Whitewall tires, chromed five-spoke mags, and white VHT headers are period perfect on this Valiant Gasser.
Undoubtedly the coolest rig in the pits was this Art Deco hauler powered by a mid-mounted, fuel-injected Chevy big-block V-8.
Looking for a vintage Mustang Funny Car with real provenance? This fiberglass shell was once Roger Garten’s War Horse before it was put out to pasture in 1976.
There’s a lot to like in this pit scene, from the tail-finned turquoise Cadillac trailer to the furry-seated mini drag bike chained to an 8-lug wheel for security.
Stormy Byrd’s “Revelation” Modified Roadster took on the Pure Hell Fuel Altered in Saturday’s featured match race. Unfortunately, Byrd sacrificed a small-block Chevy on the altar of the gods of nitro. Byrd claims that if he owned an 18-wheeler, he’d only use it haul this homebuilt trailer to the races. John Force, eat your heart out.
V-16 the hard way: Side-by-side Chevy small-blocks with six two-barrel carburetors and a Model T shell.
The lightweight and stylish ’55 Chevy two-door post sedan was the car of choice for racers long before Two-Lane Blacktop and American Graffiti turned this model into a Hollywood star. Check out the low-profile header collector peeking out beneath the door; a quartet of two-barrel Rochester carburetors were under the hood.
This high and mighty Altered sported classic suede paint, chromed injector stacks on a nailhead Buick V-8, and a no-nonsense header design.

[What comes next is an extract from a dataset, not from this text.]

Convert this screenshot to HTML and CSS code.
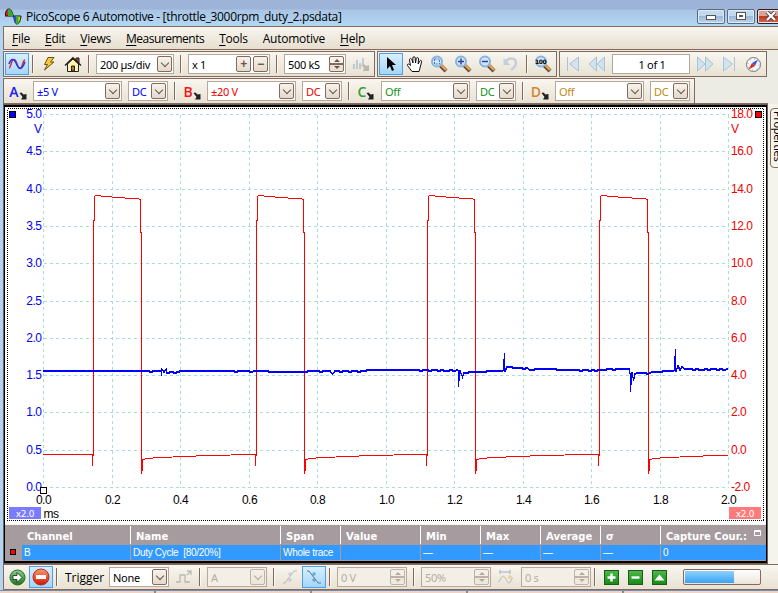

Eagle Field racers don’t take themselves too seriously. “Idiots Gone Wild” favored purple paint on a tasteful lime green background to make their mark, while the owner of the P.O.S. Vega opted for venerable white shoe polish. He confided that the abbreviation does not stand for “Point of Sale.”
There are treasures to be found inside Eagle Field’s cavernous hangar, like this Jaguar XK roadster parked alongside a jet aircraft.
Prowling through the storage yards at Eagle Field yields gems like this classic Bentley sedan . . .
There are ghosts at Eagle Field. The Spirit of San Joaquin Lockheed Lodestar L-18 stands as a silent sentinel at the entrance to the former Army Air Corps base.